Disputes over their shared border and the territory of Jammu & Kashmir (J&K) have been a recurrent source of conflict between India and Pakistan over the course of their post-independence histories, and new geopolitical alignments, changes in conventional and nuclear military capabilities, and deep mistrust continue to forestall any normalization of ties. China’s rise and the attendant great power competition have complicated both Islamabad’s and New Delhi’s strategic calculus as they both look to balance relations with Washington and Beijing.

Julian Borger, world affairs editor at The Guardian, believes that three quarters of a century on, the trauma of Partition remains an open wound in the subcontinent, always prone to flaring up, particularly in J&K. While the dispute over J&K dates back to Partition itself, the global arena in which India and Pakistan confront each other has changed radically. The US has left Afghanistan, the Russian invasion of Ukraine has deepened the division and tension between the major powers, and China’s rising power and increasingly aggressive global stance bring it each day into more open confrontation with the US.

These global developments have had the effect of driving the South Asian neighbours further apart. The US withdrawal from Afghanistan last year means that Pakistan is less strategically important to Washington. Meanwhile, Chinese expansionism has triggered a standoff with India in the Himalayas. The India-China rivalry has driven India closer to the US, while Pakistan has further tightened its relationship with China. India has also so far managed to maintain a balance with its powerful partners, deepening cooperation with the US over China, while fending off pressure from Washington to help isolate Russia over the Ukraine invasion.

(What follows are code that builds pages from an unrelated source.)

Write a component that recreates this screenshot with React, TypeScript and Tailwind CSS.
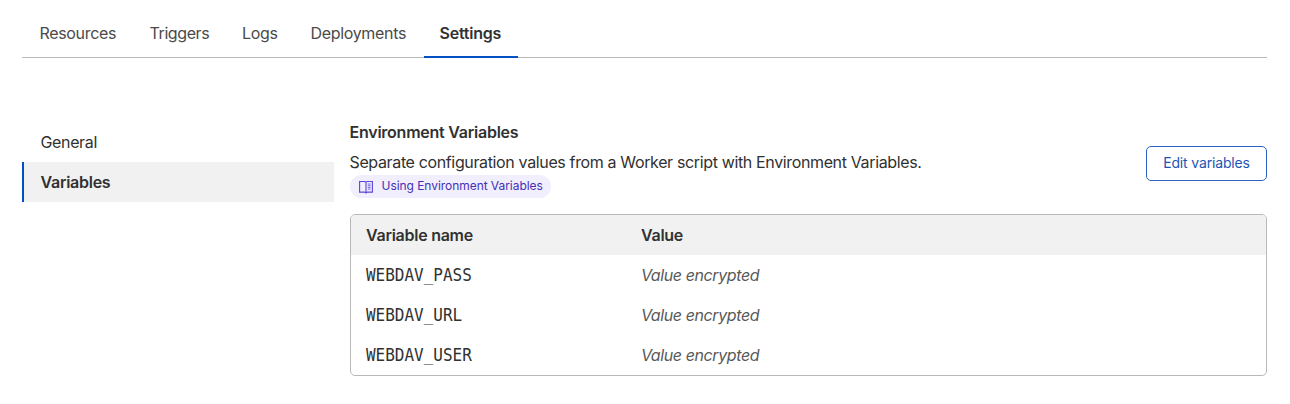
const tabs = [
  { label: 'Resources', cls: 'w-[110px]' },
  { label: 'Triggers', cls: 'w-[92.5px] tracking-[-0.4px]' },
  { label: 'Logs', cls: 'w-[68.5px]' },
  { label: 'Deployments', cls: 'w-[129.5px]' },
];

const variables = ['WEBDAV_PASS', 'WEBDAV_URL', 'WEBDAV_USER'];

function BookIcon() {
  return (
    <svg className="shrink-0" width="14" height="14" viewBox="0 0 14 14" fill="none" stroke="#5746d9" strokeWidth="1.1">
      <path d="M.6 1.5h5.2L7 2.3l1.2-.8h5.2v10.6H8.2L7 13.1l-1.2-1H.6zM7 2.3v10.8" />
      <path d="M8.8 4h2.8M8.8 5.7h2.8M8.8 7.4h2.8M8.8 9.1h2.8" strokeWidth=".8" />
    </svg>
  );
}

export default function App() {
  return (
    <div className="h-[404px] w-[1290px] overflow-hidden bg-white pl-[22px] pr-[23px] pt-[10px] font-['Inter',sans-serif] text-[16px] leading-6 text-[#313131]">
      <nav className="flex h-12 border-b border-[#b9b9b9] pl-[17.5px] tracking-[-0.33px] text-[#4a4a4a]">
        {tabs.map((t) => (
          <a key={t.label} className={`pt-[11px] ${t.cls}`}>{t.label}</a>
        ))}
        <a className="-ml-[16.5px] h-12 w-[94px] border-b-2 border-[#0051c3] pl-4 pt-[11px] font-semibold tracking-[-0.24px] text-[#313131]">
          Settings
        </a>
      </nav>

      <div className="flex">
        <aside className="w-[312px] pt-[64px]">
          <div className="flex h-10 items-center pl-[18.5px] tracking-[-0.36px]">General</div>
          <div className="flex h-10 items-center border-l-2 border-[#0051c3] bg-[#f1f1f1] pl-[16.5px] font-semibold tracking-[-0.26px]">
            Variables
          </div>
        </aside>

        <main className="ml-[15.5px] min-w-0 flex-1 pt-[62px]">
          <div className="flex items-center justify-between">
            <div>
              <h2 className="font-semibold tracking-[-0.24px]">Environment Variables</h2>
              <p className="mt-[6px] h-[25px] tracking-[-0.36px]">Separate configuration values from a Worker script with Environment Variables.</p>
              <a className="flex h-[23px] w-[201px] items-center rounded-full bg-[#f1eefd] pl-[9.5px] text-[12px] text-[#4430b5]">
                <BookIcon />
                <span className="-mt-px ml-[8.5px] whitespace-nowrap tracking-[-0.05px]">Using Environment Variables</span>
              </a>
            </div>
            <button className="mt-[8px] flex h-[35px] w-[121px] items-center justify-center whitespace-nowrap rounded-[5px] border border-[#2864c0] text-[14px] tracking-[-0.15px] text-[#1c55b5]">
              Edit variables
            </button>
          </div>

          <div className="mt-4 h-[162px] overflow-hidden rounded-[5px] border border-[#b9b9b9]">
            <div className="grid h-10 grid-cols-[275px_1fr] items-center bg-[#f1f1f1] pl-[15.5px] font-semibold tracking-[-0.26px]">
              <span>Variable name</span>
              <span>Value</span>
            </div>
            {variables.map((name) => (
              <div key={name} className="grid h-10 grid-cols-[275px_1fr] items-center pl-[15.5px]">
                <span className="origin-left scale-x-[0.94] font-['DejaVu_Sans_Mono',monospace] text-[17px]">{name}</span>
                <span className="italic tracking-[-0.4px] text-[#595959]">Value encrypted</span>
              </div>
            ))}
          </div>
        </main>
      </div>
    </div>
  );
}
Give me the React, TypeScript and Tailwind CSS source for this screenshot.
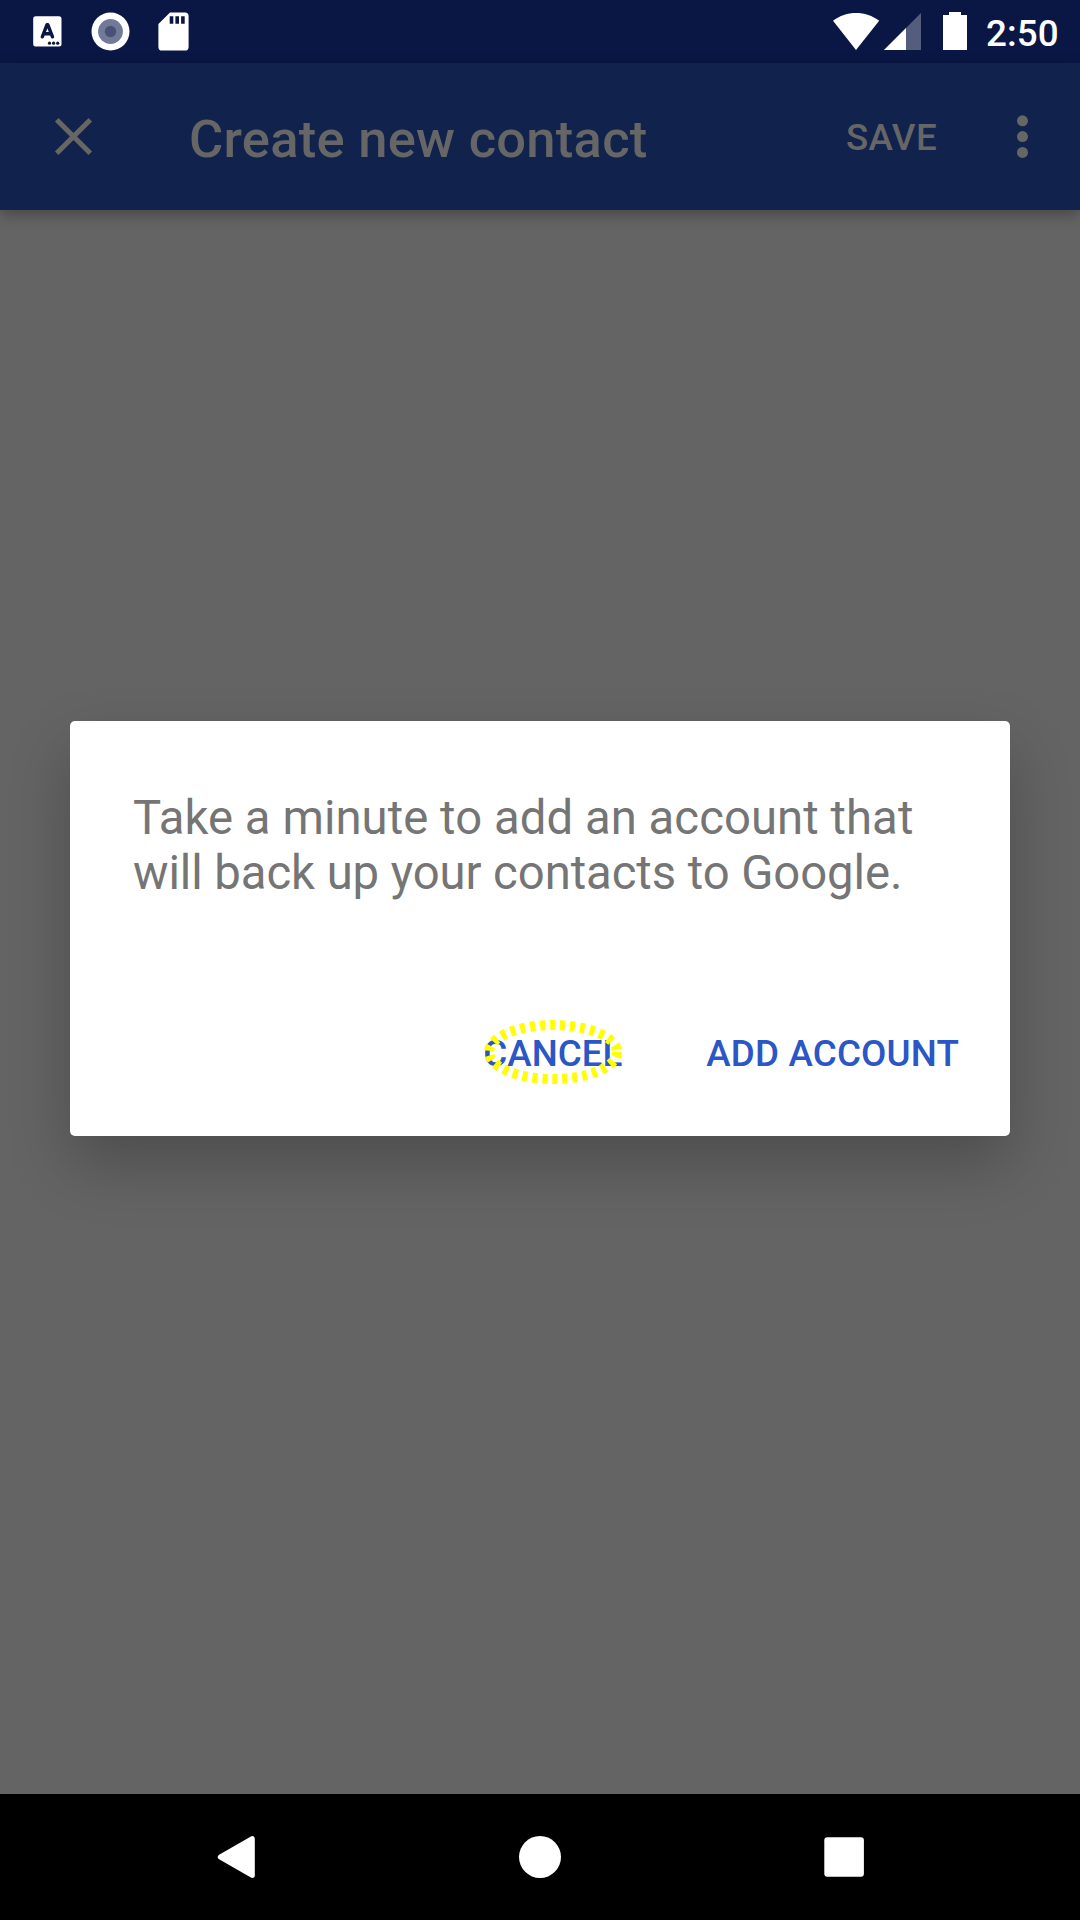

A former senior Pakistani diplomat, Jalil Abbas Jilani, feels that India’s position on almost every issue regarding Pakistan has hardened ever since it emerged as a strategic partner of the US, but Husain Haqqani, commenting on Pakistan’s choices, argued that “Hitching your wagon first to America and then to China reflect an attitude that we have to find somebody to pay our bills in return for strategic favours. As a long-term plan, it is always a bad idea to try to make your nationhood – as well as your political, economic and cultural survival – totally dependent on other people’s conflicts”.

For India and Pakistan to better meet the socioeconomic development needs of their populations and achieve their full potential by the time the centenary of Independence is marked in 2047, their leaderships will need to rise above their many complex differences, even if these have been further complicated by geopolitical developments beyond their control, and find a way to co-exist peacefully, if not cordially.